§ Dataset excerpts:
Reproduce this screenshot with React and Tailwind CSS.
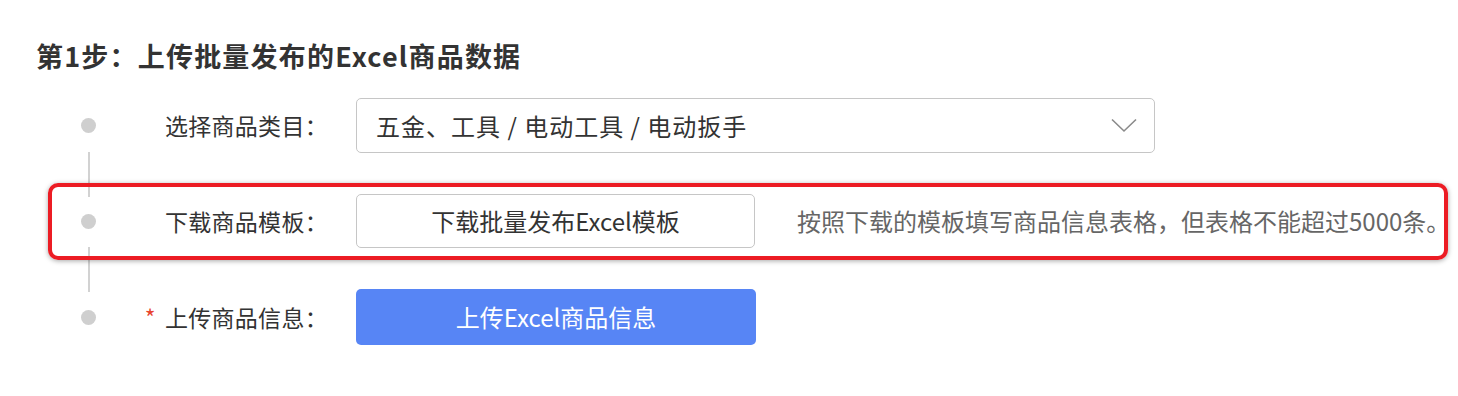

==

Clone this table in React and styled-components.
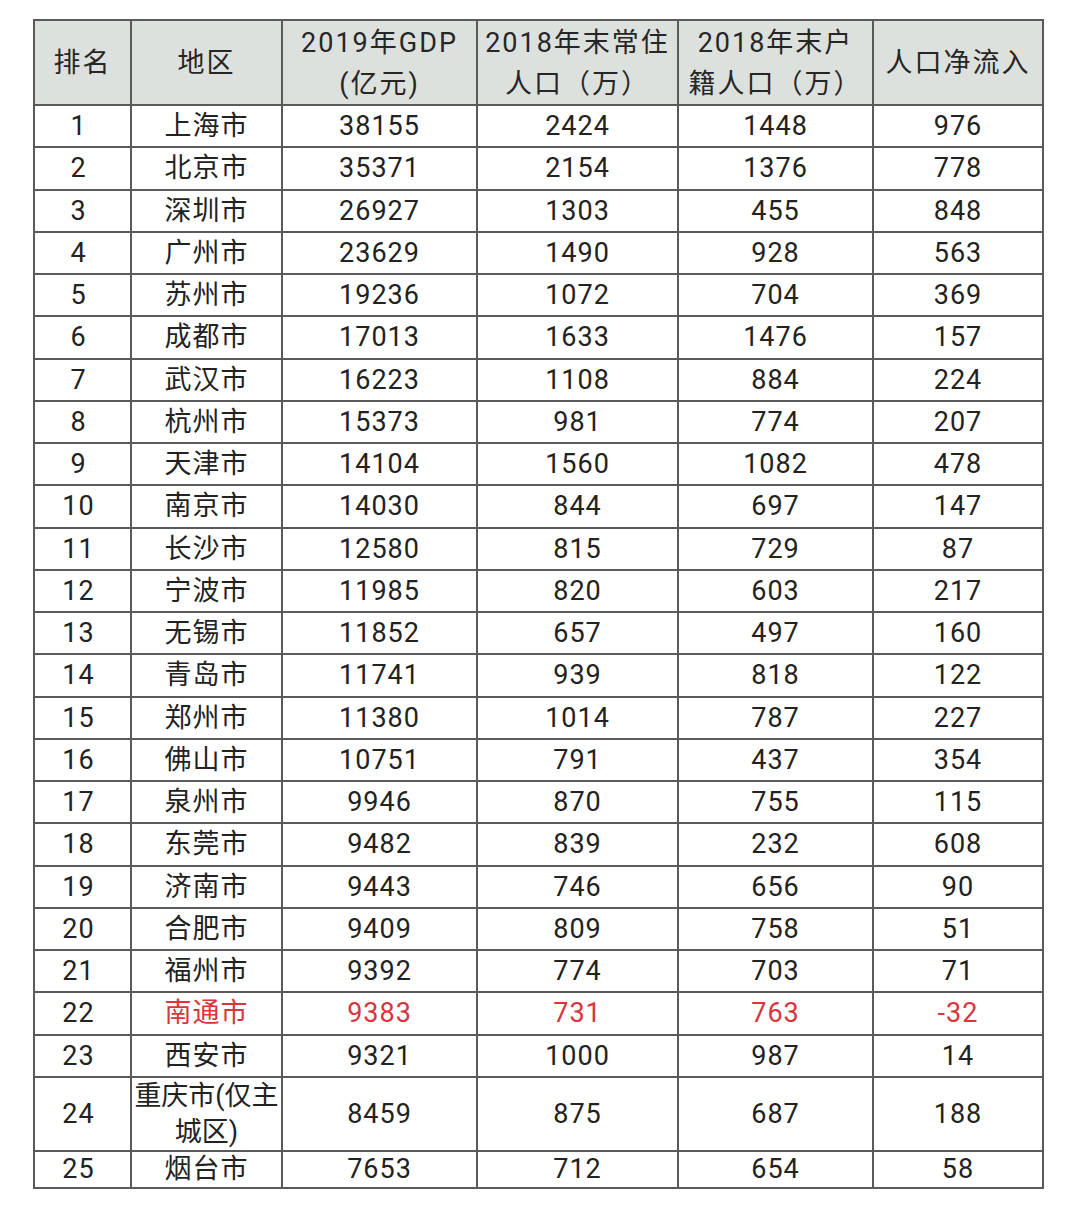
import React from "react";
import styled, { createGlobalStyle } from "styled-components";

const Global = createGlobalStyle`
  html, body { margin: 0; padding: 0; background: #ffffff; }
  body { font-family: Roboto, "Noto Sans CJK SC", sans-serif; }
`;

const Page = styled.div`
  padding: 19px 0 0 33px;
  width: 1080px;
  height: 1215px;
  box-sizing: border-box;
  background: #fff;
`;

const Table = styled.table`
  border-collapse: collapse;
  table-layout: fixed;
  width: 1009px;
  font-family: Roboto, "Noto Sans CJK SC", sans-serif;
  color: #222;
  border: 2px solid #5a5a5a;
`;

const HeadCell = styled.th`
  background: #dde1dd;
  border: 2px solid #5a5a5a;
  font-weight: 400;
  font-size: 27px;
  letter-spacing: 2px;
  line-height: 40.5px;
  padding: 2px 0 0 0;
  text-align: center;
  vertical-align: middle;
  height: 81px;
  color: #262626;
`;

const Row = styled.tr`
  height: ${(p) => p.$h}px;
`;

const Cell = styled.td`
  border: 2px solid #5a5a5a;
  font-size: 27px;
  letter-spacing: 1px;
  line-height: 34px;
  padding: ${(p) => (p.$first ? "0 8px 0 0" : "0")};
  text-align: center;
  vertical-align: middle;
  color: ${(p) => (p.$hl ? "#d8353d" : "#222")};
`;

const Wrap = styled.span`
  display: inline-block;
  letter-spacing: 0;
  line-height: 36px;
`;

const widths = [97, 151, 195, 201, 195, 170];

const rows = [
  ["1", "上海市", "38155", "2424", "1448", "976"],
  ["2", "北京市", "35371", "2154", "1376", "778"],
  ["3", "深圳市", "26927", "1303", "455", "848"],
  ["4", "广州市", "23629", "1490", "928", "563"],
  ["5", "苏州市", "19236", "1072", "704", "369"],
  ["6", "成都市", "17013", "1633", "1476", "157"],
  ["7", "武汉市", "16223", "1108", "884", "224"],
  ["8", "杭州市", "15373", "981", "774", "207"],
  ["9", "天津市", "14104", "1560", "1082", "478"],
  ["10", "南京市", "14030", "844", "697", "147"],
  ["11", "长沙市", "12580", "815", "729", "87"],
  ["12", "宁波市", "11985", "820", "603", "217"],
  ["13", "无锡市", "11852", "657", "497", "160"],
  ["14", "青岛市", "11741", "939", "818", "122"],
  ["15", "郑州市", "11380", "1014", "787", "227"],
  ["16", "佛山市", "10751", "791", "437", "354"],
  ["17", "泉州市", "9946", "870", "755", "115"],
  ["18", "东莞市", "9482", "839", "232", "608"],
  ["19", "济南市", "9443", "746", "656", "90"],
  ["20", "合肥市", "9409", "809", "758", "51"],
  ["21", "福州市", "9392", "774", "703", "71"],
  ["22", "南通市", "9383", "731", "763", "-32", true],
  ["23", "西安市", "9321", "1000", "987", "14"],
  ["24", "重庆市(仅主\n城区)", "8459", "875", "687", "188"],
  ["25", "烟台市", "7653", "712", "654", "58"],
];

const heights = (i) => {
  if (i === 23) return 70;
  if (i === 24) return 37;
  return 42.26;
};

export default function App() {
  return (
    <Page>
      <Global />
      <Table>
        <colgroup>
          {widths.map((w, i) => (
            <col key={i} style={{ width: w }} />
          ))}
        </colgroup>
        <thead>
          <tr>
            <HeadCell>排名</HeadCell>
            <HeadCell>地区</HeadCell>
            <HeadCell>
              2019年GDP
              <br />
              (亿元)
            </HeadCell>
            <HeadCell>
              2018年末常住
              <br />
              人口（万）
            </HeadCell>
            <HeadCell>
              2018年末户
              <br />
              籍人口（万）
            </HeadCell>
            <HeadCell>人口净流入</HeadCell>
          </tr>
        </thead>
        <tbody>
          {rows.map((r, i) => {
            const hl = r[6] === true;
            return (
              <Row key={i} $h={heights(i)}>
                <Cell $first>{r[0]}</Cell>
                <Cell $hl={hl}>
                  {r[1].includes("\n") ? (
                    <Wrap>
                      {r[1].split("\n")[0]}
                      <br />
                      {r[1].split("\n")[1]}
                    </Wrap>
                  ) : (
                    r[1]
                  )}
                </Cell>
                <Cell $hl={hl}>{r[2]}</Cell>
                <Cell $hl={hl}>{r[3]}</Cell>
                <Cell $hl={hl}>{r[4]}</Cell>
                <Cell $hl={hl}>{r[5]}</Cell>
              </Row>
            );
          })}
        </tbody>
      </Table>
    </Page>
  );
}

---

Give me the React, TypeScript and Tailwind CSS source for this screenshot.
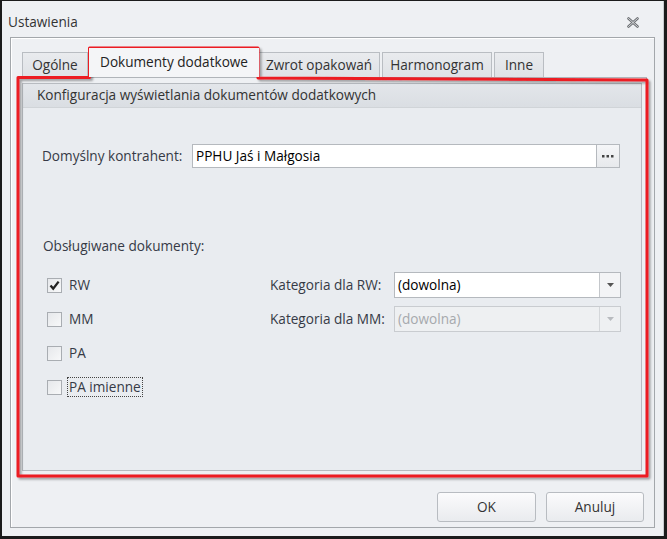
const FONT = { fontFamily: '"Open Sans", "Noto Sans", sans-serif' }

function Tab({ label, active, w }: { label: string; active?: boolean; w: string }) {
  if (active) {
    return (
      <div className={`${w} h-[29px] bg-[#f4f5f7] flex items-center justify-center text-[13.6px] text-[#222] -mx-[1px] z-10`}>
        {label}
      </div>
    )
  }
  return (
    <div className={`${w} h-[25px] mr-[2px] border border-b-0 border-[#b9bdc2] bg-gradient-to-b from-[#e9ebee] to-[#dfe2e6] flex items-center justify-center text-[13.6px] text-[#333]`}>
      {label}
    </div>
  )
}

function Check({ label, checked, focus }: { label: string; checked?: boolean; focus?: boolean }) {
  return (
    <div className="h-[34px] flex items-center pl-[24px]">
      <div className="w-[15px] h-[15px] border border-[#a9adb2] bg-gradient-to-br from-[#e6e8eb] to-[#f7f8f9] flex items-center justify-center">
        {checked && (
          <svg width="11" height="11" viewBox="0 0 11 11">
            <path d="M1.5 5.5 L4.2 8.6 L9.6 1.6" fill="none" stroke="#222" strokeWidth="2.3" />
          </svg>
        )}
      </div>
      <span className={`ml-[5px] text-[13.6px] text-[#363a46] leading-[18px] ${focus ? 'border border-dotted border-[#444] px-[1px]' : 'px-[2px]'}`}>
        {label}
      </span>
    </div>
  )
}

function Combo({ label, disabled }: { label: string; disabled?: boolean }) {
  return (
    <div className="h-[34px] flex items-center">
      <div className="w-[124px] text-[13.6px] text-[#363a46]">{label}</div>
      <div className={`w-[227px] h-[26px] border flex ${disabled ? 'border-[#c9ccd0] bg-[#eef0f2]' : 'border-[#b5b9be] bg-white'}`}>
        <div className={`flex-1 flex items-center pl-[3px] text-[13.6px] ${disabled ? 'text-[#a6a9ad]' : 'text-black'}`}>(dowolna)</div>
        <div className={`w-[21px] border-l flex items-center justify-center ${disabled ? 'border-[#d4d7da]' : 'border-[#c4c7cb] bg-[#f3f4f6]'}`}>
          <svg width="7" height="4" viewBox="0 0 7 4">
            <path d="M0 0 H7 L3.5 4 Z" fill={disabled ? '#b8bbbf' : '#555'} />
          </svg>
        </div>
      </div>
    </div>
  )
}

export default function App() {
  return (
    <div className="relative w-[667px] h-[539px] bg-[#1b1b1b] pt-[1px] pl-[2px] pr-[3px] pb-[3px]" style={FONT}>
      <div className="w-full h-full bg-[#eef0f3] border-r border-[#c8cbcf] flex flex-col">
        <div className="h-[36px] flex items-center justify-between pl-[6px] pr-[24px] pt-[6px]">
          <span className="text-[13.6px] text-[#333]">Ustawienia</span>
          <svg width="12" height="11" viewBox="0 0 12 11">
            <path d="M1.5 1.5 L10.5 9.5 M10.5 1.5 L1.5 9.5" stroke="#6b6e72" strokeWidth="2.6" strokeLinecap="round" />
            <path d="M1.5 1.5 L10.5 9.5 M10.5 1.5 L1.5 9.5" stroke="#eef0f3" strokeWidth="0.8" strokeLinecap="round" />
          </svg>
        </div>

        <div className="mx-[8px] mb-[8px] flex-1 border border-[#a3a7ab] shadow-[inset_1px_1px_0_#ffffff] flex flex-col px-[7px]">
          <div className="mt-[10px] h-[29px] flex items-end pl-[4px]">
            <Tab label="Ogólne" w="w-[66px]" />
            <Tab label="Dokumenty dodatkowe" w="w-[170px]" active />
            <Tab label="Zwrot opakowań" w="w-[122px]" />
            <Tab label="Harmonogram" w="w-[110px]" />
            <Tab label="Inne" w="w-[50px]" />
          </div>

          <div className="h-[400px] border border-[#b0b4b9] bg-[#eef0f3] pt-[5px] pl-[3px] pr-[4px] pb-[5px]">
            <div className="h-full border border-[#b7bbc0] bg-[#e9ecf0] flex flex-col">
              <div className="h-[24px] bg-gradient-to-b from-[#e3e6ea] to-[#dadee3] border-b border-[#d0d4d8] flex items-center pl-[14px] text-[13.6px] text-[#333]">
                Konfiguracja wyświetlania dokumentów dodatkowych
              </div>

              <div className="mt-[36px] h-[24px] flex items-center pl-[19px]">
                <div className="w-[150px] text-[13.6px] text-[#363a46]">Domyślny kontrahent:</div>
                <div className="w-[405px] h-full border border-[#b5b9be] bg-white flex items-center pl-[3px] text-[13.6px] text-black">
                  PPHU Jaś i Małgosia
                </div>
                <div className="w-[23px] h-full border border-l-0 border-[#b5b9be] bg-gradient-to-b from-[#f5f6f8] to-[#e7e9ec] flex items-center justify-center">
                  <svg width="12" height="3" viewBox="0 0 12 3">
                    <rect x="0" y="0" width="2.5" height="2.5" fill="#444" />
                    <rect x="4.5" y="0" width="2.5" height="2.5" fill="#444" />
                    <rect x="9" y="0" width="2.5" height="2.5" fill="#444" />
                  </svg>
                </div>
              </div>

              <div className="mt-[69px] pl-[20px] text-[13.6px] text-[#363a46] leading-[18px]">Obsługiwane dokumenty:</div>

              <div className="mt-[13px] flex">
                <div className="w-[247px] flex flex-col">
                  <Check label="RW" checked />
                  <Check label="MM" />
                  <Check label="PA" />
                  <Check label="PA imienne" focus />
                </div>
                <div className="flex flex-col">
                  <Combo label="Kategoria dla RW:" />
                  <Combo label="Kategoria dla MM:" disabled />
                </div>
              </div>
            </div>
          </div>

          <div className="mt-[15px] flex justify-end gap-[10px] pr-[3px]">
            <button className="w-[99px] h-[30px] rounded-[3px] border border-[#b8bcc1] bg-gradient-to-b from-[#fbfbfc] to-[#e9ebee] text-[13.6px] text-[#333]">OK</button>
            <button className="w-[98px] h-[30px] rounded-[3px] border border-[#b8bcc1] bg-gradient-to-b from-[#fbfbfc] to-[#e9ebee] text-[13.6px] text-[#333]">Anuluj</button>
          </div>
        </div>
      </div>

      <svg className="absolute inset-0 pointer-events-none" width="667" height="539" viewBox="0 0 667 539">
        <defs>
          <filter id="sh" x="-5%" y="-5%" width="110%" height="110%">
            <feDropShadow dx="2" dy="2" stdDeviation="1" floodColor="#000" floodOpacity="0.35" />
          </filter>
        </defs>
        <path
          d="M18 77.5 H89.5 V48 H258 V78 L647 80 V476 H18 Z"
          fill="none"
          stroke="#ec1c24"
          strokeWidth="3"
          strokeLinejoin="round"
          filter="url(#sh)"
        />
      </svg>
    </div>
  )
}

§ Challenge:
Make an exact copy of the lines from the one holding "Clone this table" through the one holding "const widths = [97, 151, 195, 201, 195, 170];", end lines included, without the pictures.

§ Answer:
Clone this table in React and styled-components.
import React from "react";
import styled, { createGlobalStyle } from "styled-components";

const Global = createGlobalStyle`
  html, body { margin: 0; padding: 0; background: #ffffff; }
  body { font-family: Roboto, "Noto Sans CJK SC", sans-serif; }
`;

const Page = styled.div`
  padding: 19px 0 0 33px;
  width: 1080px;
  height: 1215px;
  box-sizing: border-box;
  background: #fff;
`;

const Table = styled.table`
  border-collapse: collapse;
  table-layout: fixed;
  width: 1009px;
  font-family: Roboto, "Noto Sans CJK SC", sans-serif;
  color: #222;
  border: 2px solid #5a5a5a;
`;

const HeadCell = styled.th`
  background: #dde1dd;
  border: 2px solid #5a5a5a;
  font-weight: 400;
  font-size: 27px;
  letter-spacing: 2px;
  line-height: 40.5px;
  padding: 2px 0 0 0;
  text-align: center;
  vertical-align: middle;
  height: 81px;
  color: #262626;
`;

const Row = styled.tr`
  height: ${(p) => p.$h}px;
`;

const Cell = styled.td`
  border: 2px solid #5a5a5a;
  font-size: 27px;
  letter-spacing: 1px;
  line-height: 34px;
  padding: ${(p) => (p.$first ? "0 8px 0 0" : "0")};
  text-align: center;
  vertical-align: middle;
  color: ${(p) => (p.$hl ? "#d8353d" : "#222")};
`;

const Wrap = styled.span`
  display: inline-block;
  letter-spacing: 0;
  line-height: 36px;
`;

const widths = [97, 151, 195, 201, 195, 170];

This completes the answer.